The sheer size of the storm meant that even though the eye was on the west coast, the east coast got hammered. Jacksonville, which is way up in Northeast Florida, saw record-breaking flooding. The St. Johns River basically became part of the city streets. This happened because Irma was so wide—roughly 400 miles across—that it pushed water into the coast even from the other side of the state.

The Science of the "Wobble"

Why was the hurricane 2017 Irma path so hard to nail down?

Meteorologists like Bryan Norcross often talk about "micro-interactions." When a hurricane is as powerful as Irma, it creates its own environment. It’s not just being pushed by the wind; it’s fighting the atmosphere. There was a specific "trough" coming across the United States that was supposed to "pick up" Irma and pull it north. If that trough was a few hours late or a few miles off, the turn happened differently.

  • The Cuba Factor: If Irma had stayed 50 miles further north of Cuba, it likely would have hit Florida as a massive Category 5.
  • The Gulf Stream: As the storm crossed the Florida Straits, it hit that warm water and tried to re-intensify.
  • The Interaction with Land: Even after hitting the Keys, the storm's structure stayed remarkably intact because the Florida peninsula is so flat.

It's actually pretty wild how much the terrain—or lack thereof—affected the inland path. Irma stayed a hurricane all the way up to near Tampa. That’s a long trek over land to keep that kind of power.

Lessons from the Rubble

We learned a lot from Irma, mostly about how we communicate risk. The "cone" is often misunderstood. People think if they are outside the line, they are safe. Irma proved that's a lie. The impacts of a major hurricane extend hundreds of miles from the center.
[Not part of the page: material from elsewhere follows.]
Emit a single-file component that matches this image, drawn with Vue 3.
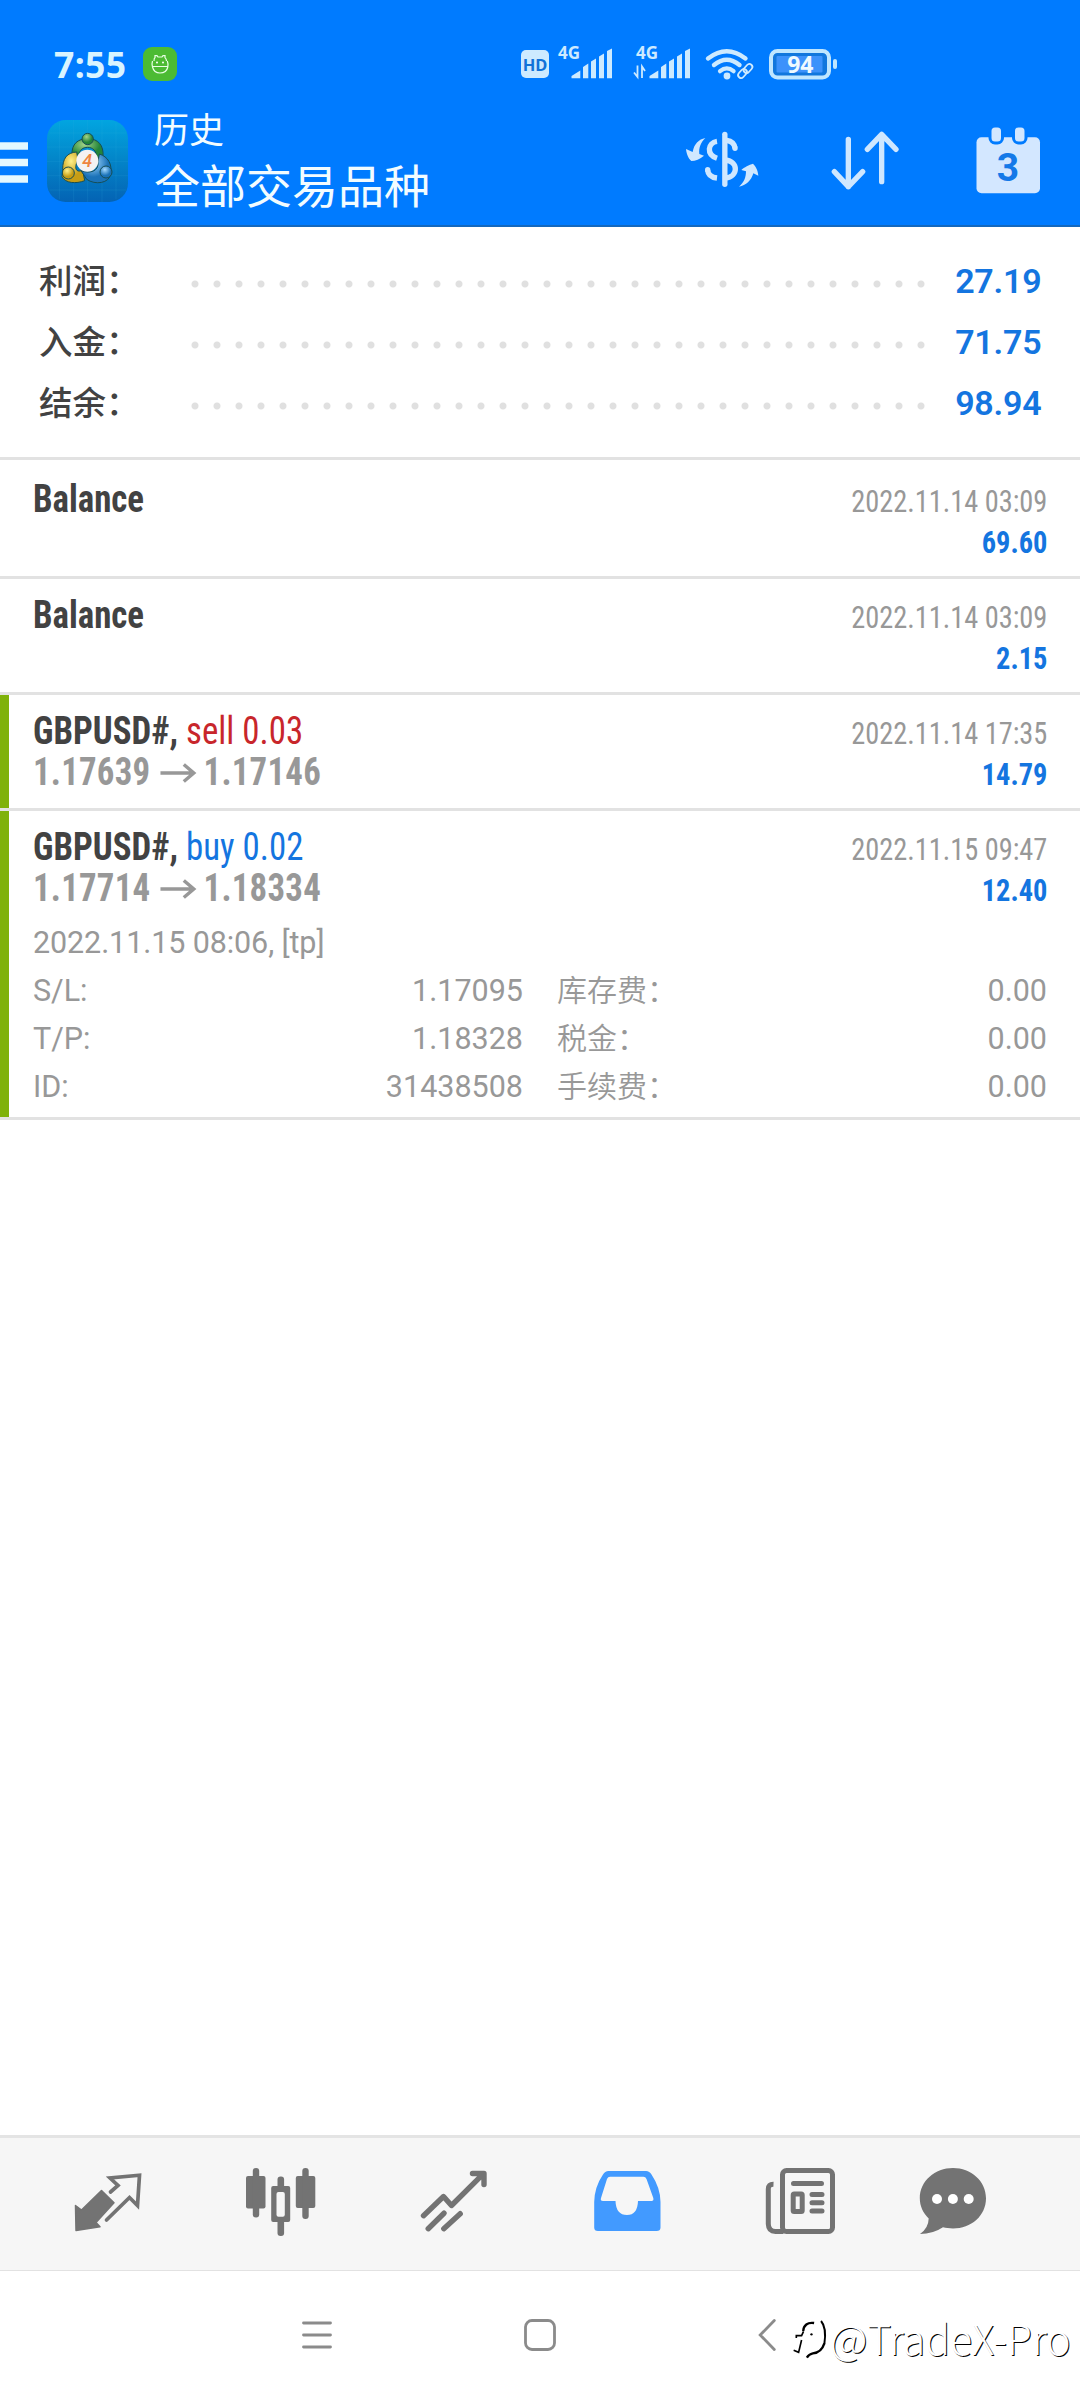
<script setup>
const summary = [
  { label: '利润：', value: '27.19' },
  { label: '入金：', value: '71.75' },
  { label: '结余：', value: '98.94' },
]

const deals = [
  { title: 'Balance', time: '2022.11.14 03:09', profit: '69.60' },
  { title: 'Balance', time: '2022.11.14 03:09', profit: '2.15' },
  {
    title: 'GBPUSD#,', side: 'sell', volume: '0.03', open: '1.17639', close: '1.17146',
    time: '2022.11.14 17:35', profit: '14.79',
  },
  {
    title: 'GBPUSD#,', side: 'buy', volume: '0.02', open: '1.17714', close: '1.18334',
    time: '2022.11.15 09:47', profit: '12.40',
    comment: '2022.11.15 08:06, [tp]',
    details: [
      ['S/L:', '1.17095', '库存费：', '0.00'],
      ['T/P:', '1.18328', '税金：', '0.00'],
      ['ID:', '31438508', '手续费：', '0.00'],
    ],
  },
]
</script>

<template>
  <div class="screen">
    <header class="header">
      <div class="status">
        <span class="time">7:55</span>
        <svg class="robot" width="34" height="34" viewBox="0 0 34 34">
          <rect width="34" height="34" rx="9" fill="#4cbb33" />
          <g fill="none" stroke="#e8ffe4" stroke-width="1.2">
            <path d="M11 14 Q11 11 12 10.6 V8.6 H14 L15 10 H19 L20 8.600 H22 V10.6 Q23.500 12 23.500 14" />
            <path d="M9.500 14 Q8.500 17 9.500 20 Q11 26 17 26 Q23.500 26 24.800 20 Q25.500 17 24.300 14 M9.500 19.500 H24.800" />
          </g>
          <circle cx="14" cy="15.500" r="1" fill="#fff" /><circle cx="20" cy="15.500" r="1" fill="#fff" />
        </svg>
        <svg class="indicators" width="330" height="50" viewBox="515 40 330 50">
          <rect x="521" y="50" width="28" height="28" rx="5" fill="#cdeaff" />
          <text x="535" y="70.500" font-size="16.500" text-anchor="middle" class="glyph" fill="#1272d8">HD</text>
          <g v-for="dx in [0, 78]" :key="dx" :transform="`translate(${dx} 0)`" fill="#cdeaff">
            <text x="558" y="59" font-size="17" class="glyph">4G</text>
            <path d="M571.500 78.300 V76 L580.300 70.500 V78.300Z M583 78.300 V67 L588.300 63.500 V78.300Z M591 78.300 V61.500 L596 58.500 V78.300Z M599 78.300 V56.500 L604 53.500 V78.300Z M607 78.300 V51 L612 48.500 V78.300Z" />
          </g>
          <path d="M637.500 65.500 V77 L634 72.500 M642 78 V66.500 L645 71" fill="none" stroke="#cdeaff" stroke-width="1.8" />
          <g fill="none" stroke="#cdeaff">
            <path d="M708 58.500 Q726.800 44 745.500 58.500" stroke-width="4.400" stroke-linecap="round" />
            <path d="M714 65 Q726.800 54.500 739.500 65" stroke-width="4.400" stroke-linecap="round" />
            <path d="M720 71.200 Q726.800 65.500 733.600 71.200" stroke-width="4.200" stroke-linecap="round" />
          </g>
          <circle cx="727" cy="76" r="3.400" fill="#cdeaff" />
          <g fill="none" stroke="#0078fb" stroke-width="5">
            <rect x="-5" y="-3" width="10" height="6" rx="3" transform="translate(742.5 73.5) rotate(-48)" />
            <rect x="-5" y="-3" width="10" height="6" rx="3" transform="translate(748 68.5) rotate(-48)" />
          </g>
          <g fill="none" stroke="#cdeaff" stroke-width="1.8">
            <rect x="-5" y="-3" width="10" height="6" rx="3" transform="translate(742.5 73.5) rotate(-48)" />
            <rect x="-5" y="-3" width="10" height="6" rx="3" transform="translate(748 68.5) rotate(-48)" />
          </g>
          <rect x="771" y="51" width="58" height="26.500" rx="6.500" fill="#1177dd" stroke="#bfe6ff" stroke-width="4" />
          <rect x="776.500" y="56" width="46" height="16.500" rx="1" fill="#3c92fb" />
          <text x="800.300" y="73" font-size="23" text-anchor="middle" class="glyph" fill="#effaff">94</text>
          <rect x="833" y="59" width="4" height="10" rx="2" fill="#bfe6ff" />
        </svg>
      </div>

      <div class="titlebar">
        <svg class="burger" width="28" height="42" viewBox="0 0 28 42">
          <path d="M0 4 H28 M0 20.500 H28 M0 37 H28" stroke="#e4f8ff" stroke-width="7.400" />
        </svg>
        <svg class="app-icon" width="81" height="82" viewBox="143 300 243 246">
          <defs>
            <linearGradient id="bg" x1="0" y1="0" x2="0" y2="1"><stop offset="0" stop-color="#02a5e0" /><stop offset=".5" stop-color="#0384c8" /><stop offset="1" stop-color="#0463b4" /></linearGradient>
            <radialGradient id="green" cx=".4" cy=".3"><stop offset="0" stop-color="#a5d488" /><stop offset="1" stop-color="#23853a" /></radialGradient>
            <radialGradient id="gold" cx=".4" cy=".3"><stop offset="0" stop-color="#fff08a" /><stop offset="1" stop-color="#c79d14" /></radialGradient>
            <radialGradient id="sky" cx=".4" cy=".3"><stop offset="0" stop-color="#a5daff" /><stop offset="1" stop-color="#1a72b8" /></radialGradient>
          </defs>
          <rect x="143" y="300" width="243" height="246" rx="56" fill="url(#bg)" />
          <path d="M180 308 V538 M223 300 V546 M265 300 V546 M308 300 V546 M350 308 V538 M150 339 H380 M143 381 H386 M143 424 H386 M143 467 H386 M150 510 H380" stroke="#3db4e6" stroke-opacity=".22" stroke-width="2" fill="none" />
          <g stroke="#174e55" stroke-width="3">
            <path d="M218 405 C216 372 236 356 265 356 C296 356 314 375 311 410 L292 415 C292 392 280 382 265 382 C250 382 240 390 240 405Z" fill="url(#green)" />
            <path d="M232 396 C202 398 190 416 190 448 L188 470 C198 490 230 492 256 482 L250 450 C232 460 222 446 236 420Z" fill="url(#gold)" />
            <path d="M300 402 C326 410 339 432 334 462 C330 490 288 496 262 478 L245 452 C272 462 300 454 296 425Z" fill="url(#sky)" />
            <circle cx="265" cy="357" r="17" fill="url(#green)" />
            <circle cx="207" cy="459" r="18" fill="url(#gold)" />
            <circle cx="320" cy="456" r="18" fill="url(#sky)" />
          </g>
          <circle cx="264" cy="422" r="33" fill="#f4f2f2" />
          <text x="264" y="441" font-size="54" text-anchor="middle" class="four">4</text>
        </svg>
        <div class="titles">
          <div class="subtitle">历史</div>
          <div class="title">全部交易品种</div>
        </div>
        <svg class="act" width="73" height="55" viewBox="48 36 219 165">
          <g fill="none" stroke="#cfe7ff" stroke-width="16">
            <path d="M164.500 43 V193" stroke-linecap="round" />
            <path d="M141 64 C113 68 108 104 141 115" />
            <path d="M113 150 C114 165 124 172 141 174" />
            <path d="M113 150 V149" stroke-linecap="round" />
            <path d="M170 61 C184 63 193 71 195 84" />
            <path d="M195 84 V85" stroke-linecap="round" />
            <path d="M166 120 C206 124 206 170 166 174" />
          </g>
          <path d="M106 54 C86 58 72 72 68 96 L48 87 C50 105 56 116 64 123 C76 123 90 117 102 107 L88 102 C86 84 92 68 106 54Z" fill="#cfe7ff" />
          <path d="M207 200 C228 196 244 182 250 160 L265 167 C264 150 256 138 249 131 C238 134 222 142 214 150 L228 154 C228 172 222 188 207 200Z" fill="#cfe7ff" />
        </svg>
        <svg class="act sort" width="70" height="61" viewBox="480 30 210 183" fill="none" stroke="#cfe7ff" stroke-width="16" stroke-linecap="round" stroke-linejoin="round">
          <path d="M535 58 V200 M493 155 L535 200 L578 155 M635 185 V43 M592 88 L635 43 L678 88" />
        </svg>
        <svg class="act cal" width="65" height="67" viewBox="976 126.500 65 67">
          <rect x="976.500" y="136.700" width="63.500" height="56" rx="5" fill="#d3e7ff" />
          <rect x="990" y="125.500" width="12.500" height="17" rx="5" fill="#d3e7ff" stroke="#007bff" stroke-width="3" />
          <rect x="1013.500" y="125.500" width="12.500" height="17" rx="5" fill="#d3e7ff" stroke="#007bff" stroke-width="3" />
          <text x="1008" y="180.300" font-size="39" text-anchor="middle" class="three">3</text>
        </svg>
      </div>
    </header>

    <section class="summary">
      <div v-for="row in summary" :key="row.label" class="sum-row">
        <span class="sum-label">{{ row.label }}</span>
        <span class="dots"></span>
        <span class="sum-value">{{ row.value }}</span>
      </div>
    </section>

    <main class="deals">
      <article v-for="(deal, i) in deals" :key="i" class="deal">
        <div v-if="deal.side" class="stripe"></div>
        <div class="body">
          <div class="top">
            <div class="left">
              <div class="line"><b>{{ deal.title }}</b><template v-if="deal.side">&nbsp;<span :class="deal.side">{{ deal.side }} {{ deal.volume }}</span></template></div>
              <div v-if="deal.open" class="line price">
                <b>{{ deal.open }}</b>
                <svg width="39" height="20" viewBox="0 0 36 20" preserveAspectRatio="none"><path d="M0 10 H33 M23.500 1.500 L33.500 10 L23.500 18.500" fill="none" stroke="#989898" stroke-width="3.500" /></svg>
                <b>{{ deal.close }}</b>
              </div>
            </div>
            <div class="right">
              <div class="when">{{ deal.time }}</div>
              <div class="profit">{{ deal.profit }}</div>
            </div>
          </div>
          <div v-if="deal.comment" class="extra">
            <div class="comment">{{ deal.comment }}</div>
            <div v-for="d in deal.details" :key="d[0]" class="detail">
              <span>{{ d[0] }}</span><span class="num">{{ d[1] }}</span>
              <span class="cn">{{ d[2] }}</span><span class="num">{{ d[3] }}</span>
            </div>
          </div>
        </div>
      </article>
    </main>

    <nav class="tabs">
      <svg viewBox="70.5 2168 76 72">
        <path d="M102 2190.500 L114.500 2202.700 L96.500 2222.500 L100.500 2226.700 L76.500 2230.500 L76 2205.500 L82 2210Z" fill="#737373" stroke="#737373" stroke-width="1.500" stroke-linejoin="round" />
        <path d="M111 2192 L118.500 2185.500 L110.500 2178 L140 2175.200 L138 2205.500 L130 2197.500 L107 2220" fill="none" stroke="#737373" stroke-width="3.700" stroke-linecap="round" />
      </svg>
      <svg viewBox="243.500 2168 76 72" fill="#737373">
        <rect x="246.500" y="2176" width="19.500" height="32.500" rx="2" /><rect x="253.300" y="2168" width="6.400" height="49.500" rx="3" />
        <rect x="278" y="2176.500" width="6.600" height="59.500" rx="3" /><rect x="271.700" y="2186" width="19" height="36" rx="2" />
        <rect x="277" y="2192" width="8.300" height="24.700" rx="2" fill="#f6f6f6" />
        <rect x="296.300" y="2176" width="19.500" height="32" rx="2" /><rect x="302.800" y="2168" width="6.400" height="51" rx="3" />
      </svg>
      <svg viewBox="416.500 2168 76 72" fill="none" stroke="#737373" stroke-width="5.400" stroke-linecap="round" stroke-linejoin="round">
        <path d="M424 2215.700 L444 2196.500 L452 2205.500 L484 2173.700 M473 2173.500 H484.500 V2184.500 M428.700 2228.700 L444.500 2213.200 M444.300 2228.700 L460.700 2213.700" />
      </svg>
      <svg viewBox="589.500 2168 76 72">
        <path fill="#429aff" fill-rule="evenodd" d="M609 2171 H646.500 Q650 2171 652 2174.500 Q661 2188 661 2202 V2227.500 Q661 2231 657 2231 H598.500 Q594.700 2231 594.700 2227.500 V2202 Q595 2187 603.500 2174.500 Q605.500 2171 609 2171Z M610.500 2176.700 Q608.500 2176.700 607.500 2179 L601.500 2198 Q600.500 2201 603.500 2201 H616 Q616.500 2215 627.500 2215 Q638 2215 638.500 2201 H652 Q654.500 2201 653.800 2198 L647 2179 Q646 2176.700 644 2176.700Z" />
      </svg>
      <svg viewBox="762.500 2168 76 72" fill="none" stroke="#737373" stroke-width="5" stroke-linecap="round">
        <rect x="783" y="2170.500" width="50" height="61" rx="4" />
        <path d="M774 2184.200 Q768.800 2184 768.800 2189 V2224 Q769 2231.500 776 2231.500 H784" stroke-linecap="butt" />
        <path d="M794 2183.500 H822 M812.500 2194.500 H822.500 M812.500 2202.700 H822.500 M812.500 2211 H822.500" />
        <rect x="793.700" y="2194" width="9" height="17.500" rx="1" />
      </svg>
      <svg viewBox="915 2168 76 72">
        <path d="M953 2168 C971 2168 986 2181 986 2198.300 C986 2216 971 2228.500 953 2228.500 C949 2228.500 946 2228 943 2227.300 Q933 2234 920 2234 Q928.500 2228 928.700 2218.500 C923 2213 919.800 2206 919.800 2198.300 C919.800 2181 935 2168 953 2168Z" fill="#737373" />
        <circle cx="937" cy="2199" r="5" fill="#fff" /><circle cx="952.900" cy="2199" r="5" fill="#fff" /><circle cx="968.700" cy="2199" r="5" fill="#fff" />
      </svg>
    </nav>

    <footer class="sysnav">
      <svg width="30" height="28" viewBox="0 0 30 28"><path d="M1.500 2 H28.500 M1.500 14 H28.500 M1.500 26 H28.500" stroke="#8b8b8b" stroke-width="2.800" stroke-linecap="round" /></svg>
      <svg width="32" height="32" viewBox="0 0 32 32"><rect x="1.500" y="1.500" width="29" height="29" rx="6.500" fill="none" stroke="#8b8b8b" stroke-width="2.800" /></svg>
      <svg width="18" height="32" viewBox="0 0 18 32"><path d="M16.300 1.500 L2.200 16 L16.300 30.500" fill="none" stroke="#8b8b8b" stroke-width="2.800" stroke-linecap="round" /></svg>
      <div class="mark">
        <svg width="33" height="40" viewBox="40 75 100 120" preserveAspectRatio="none">
          <g fill="none" stroke="#000">
            <path d="M104 87 C84 84 72 94 71 111" stroke-width="7" /><path d="M72 112 L66 125 H50 V132" stroke-width="5" />
            <path d="M66 138 L57 175 L42 169" stroke-width="5" />
            <path d="M125 81 C140 98 139 124 135 150" stroke-width="6" />
            <path d="M135 148 C128 170 112 177 100 178 C90 180 86 184 82 191" stroke-width="7" />
          </g>
          <circle cx="96" cy="121" r="3.500" />
        </svg>
        <span>@TradeX-Pro</span>
      </div>
    </footer>
  </div>
</template>

<style>
body { background: #fff; }
</style>

<style scoped>
.screen {
  width: 1080px;
  height: 2400px;
  display: flex;
  flex-direction: column;
  background: #fff;
  overflow: hidden;
  font-family: Roboto, "Noto Sans CJK SC", sans-serif;
}
svg { display: block; overflow: visible; }
.header {
  height: 225px;
  flex: none;
  background: #007bff;
  border-bottom: 2px solid #1468bd;
}
.status {
  display: grid;
  grid-template-columns: 143px 372px 330px;
  height: 105px;
}
.time {
  padding: 39px 0 0 54px;
  font: 700 35.5px/50px "Noto Sans", sans-serif;
  letter-spacing: 0.4px;
  color: #d9f4ff;
}
.robot { margin-top: 47px; }
.indicators { margin-top: 40px; }
.glyph { font-family: "Noto Sans", sans-serif; font-weight: 700; }
.four { font-family: Roboto, sans-serif; font-style: italic; fill: #ee8540; font-weight: 500; }
.three { font-family: Roboto, sans-serif; font-weight: 700; fill: #1479e8; }
.titlebar {
  display: grid;
  grid-template-columns: 47px 107px 532px 144px 146px 104px;
  height: 120px;
}
.burger { margin-top: 37px; }
.app-icon { margin-top: 15px; }
.titles {
  font-family: "Noto Sans CJK SC", sans-serif;
  font-weight: 370;
  color: #f2fcff;
  white-space: nowrap;
}
.subtitle { font-size: 35px; line-height: 45px; }
.title { font-size: 46px; line-height: 66px; }
.act { margin-top: 27px; }
.sort { margin-top: 25px; }
.cal { margin-top: 21.5px; }

.summary {
  flex: none;
  height: 230px;
  border-bottom: 3px solid #e2e2e2;
}
.summary::before { content: ""; display: block; height: 23px; }
.sum-row {
  display: flex;
  align-items: center;
  height: 61px;
  padding: 0 38.5px 0 39px;
}
.sum-label {
  width: 152px;
  padding-bottom: 3px;
  font: 500 33.5px/48px "Noto Sans CJK SC", sans-serif;
  color: #424242;
  white-space: nowrap;
}
.dots {
  width: 748px;
  height: 8px;
  margin-top: 7px;
  background: radial-gradient(circle at 4px 4px, #e0e0e0 3px, transparent 4px) 0 0 / 22px 8px repeat-x;
}
.sum-value {
  margin-left: auto;
  font-size: 34px;
  font-weight: 600;
  letter-spacing: -0.2px;
  color: #1475e0;
}

.deals { flex: 1; }
.deal {
  position: relative;
  display: flex;
  border-top: 3px solid #e2e2e2;
  min-height: 113px;
}
.deal:first-child { border-top-color: transparent; }
.deal:last-child { border-bottom: 3px solid #e2e2e2; min-height: 306px; }
.stripe {
  position: absolute;
  left: 0;
  top: 0;
  bottom: 0;
  width: 9px;
  background: #7fb20a;
}
.body { flex: 1; padding: 16px 33px 0 33px; }
.top {
  display: flex;
  justify-content: space-between;
  font-family: "Roboto Condensed", Roboto, sans-serif;
  white-space: nowrap;
}
.left {
  height: 82px;
  transform: scaleX(0.917);
  transform-origin: 0 0;
}
.line { font-size: 38px; line-height: 41px; color: #424242; }
.line b { font-weight: 700; }
.line .sell { color: #c8262b; }
.line .buy { color: #1475e0; }
.price { display: flex; align-items: center; color: #989898; letter-spacing: 0.25px; }
.price svg { margin: 0 8px 0 11px; }
.right {
  padding-top: 1.5px;
  height: 79px;
  font-size: 31px;
  line-height: 41px;
  text-align: right;
  transform: scaleX(0.915);
  transform-origin: 100% 0;
}
.when { color: #989898; }
.profit { font-weight: 700; color: #1475e0; }
.extra {
  padding-top: 10px;
  font-size: 30.5px;
  line-height: 48px;
  color: #989898;
}
.comment { letter-spacing: -0.1px; }
.detail {
  display: grid;
  grid-template-columns: 80px 410px 200px 1fr;
  height: 48px;
}
.num { text-align: right; }
.cn {
  padding-left: 34px;
  font: 350 30px/43px "Noto Sans CJK SC", sans-serif;
}

.tabs {
  flex: none;
  display: grid;
  grid-template-columns: repeat(5, 173px) 133px;
  justify-items: center;
  padding: 30px 39px 0 21px;
  height: 102px;
  background: #f6f6f6;
  border-top: 3px solid #e4e4e4;
  border-bottom: 1px solid #e2e2e2;
}
.tabs svg { width: 76px; height: 72px; }
.sysnav {
  position: relative;
  flex: none;
  display: flex;
  align-items: center;
  height: 129px;
  box-sizing: border-box;
  padding: 0 0 2px 302px;
}
.sysnav > svg:nth-child(2) { margin-left: 192px; }
.sysnav > svg:nth-child(3) { margin-left: 202px; }
.mark {
  position: absolute;
  left: 793px;
  top: 38px;
  display: flex;
  align-items: center;
  font: 300 41px/56px "Noto Sans CJK SC", sans-serif;
  color: #fff;
  white-space: nowrap;
}
.mark svg { margin-top: 4px; }
.mark span { margin-left: 4px; text-shadow: 1px 1px 0 #000; }
</style>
If you're looking back at the hurricane 2017 Irma path to prepare for the next one, keep a few things in mind. First, don't focus on the "skinny black line" in the middle of the forecast map. That's just where the eye might go. The "dirty side" of the storm (the right-front quadrant) is where the worst tornadoes and surge happen. During Irma, tornadoes were touching down in the Redland and near Miami while the eye was still way down in the Keys.

Second, evacuations are a logistical nightmare. When Irma’s path shifted, millions of people who had evacuated to the west coast suddenly found themselves in the crosshairs. This led to "gridlock" on I-75 and the Florida Turnpike. Gas stations ran out of fuel. It was a mess.

What You Should Do Now

Preparation isn't just about buying water. It's about understanding your specific zone.

  1. Check your elevation: Use a tool like the NOAA Sea Level Rise Viewer. Don't just look at how far you are from the beach. Look at how high your land is.
  2. Hardening your home: Irma showed that garage doors are a massive point of failure. If the garage door blows in, the pressure can literally pop the roof off. Invest in a reinforced door or a bracing kit.
  3. Digital Backup: Many people lost their physical records to floodwater in 2017. Upload your insurance policy, birth certificates, and home photos to a secure cloud drive today.
  4. The "Blue Tarp" Reality: Recovering from a storm like Irma takes years, not weeks. Have a "financial hurricane kit" with enough cash to cover a high insurance deductible.

The 2017 season was a wake-up call. Between Harvey, Irma, and Maria, it changed how we think about "active" seasons. Irma specifically showed us that even a "grazing" blow from a Category 5 is enough to change a landscape forever. Stay vigilant, watch the tropics, and never trust a "wobble" to save you.